By the end of the war, as Piaf turned 30, her life was changing drastically. Her mother died in 1944 and her father a year later, severing her umbilical bond with the past. In 1946, she starred in the film Étoile sans lumière, written for her and directed by Marcel Blistène. She recorded one of her biggest hits, ‘La Vie en rose’, which she purportedly wrote. There was talk in the press of an American tour and even a Hollywood film, though the movie never materialised. That same year, she debuted at the vast Théâtre de Chaillot with a 50-piece orchestra. Her new orchestral ambitions also made her change record labels from Polydor to Columbia (Pathé Marconi), as Canetti's company was unable to accommodate them. It had become customary for presenters to introduce her on stage with the words ‘Just one name, and in that name, the whole of chanson: Édith Piaf’. But she now realised she needed no introduction. From the end of the war to the end of her life, she was simply ‘la grande dame de la chanson française’ (the grand lady of French chanson). She had also made up her mind to move away from the chansonréaliste and began assembling round her a new creative team whom she could control and who would help her refine the imagined Piaf. She had acquired a taste for coaching new talents. In 1947, she cracked America and became an international star. While there, she found the love of her life, the boxer Marcel Cerdan, and lost him again in a plane crash in October 1949.

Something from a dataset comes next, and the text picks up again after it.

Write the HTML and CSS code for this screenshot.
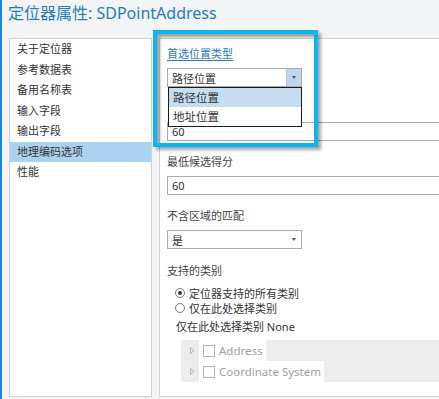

Thanks to Asso, Bourgeat and Cocteau, she had continued reading widely during the war and her social circle had broadened. Members of the Paris literary scene had long taken an interest in the chanson réaliste, among them Cocteau, Prévert, the symbolist Léon-Paul Fargue and the surrealists Aragon and Desnos. In his 1938 article about her, Fargue had even evoked the ‘divine brushstrokes’ of Goya or Delacroix and the poetry of Mallarmé, Baudelaire and Rimbaud to describe her. Listening to her tales of soldiers and criminals, he had often heard ‘the call of a loftier, sparer poetry’, connecting her to ‘[the] most elliptical and refined poets.’ Two years later, Piaf's encounter with Cocteau had proven particularly formative.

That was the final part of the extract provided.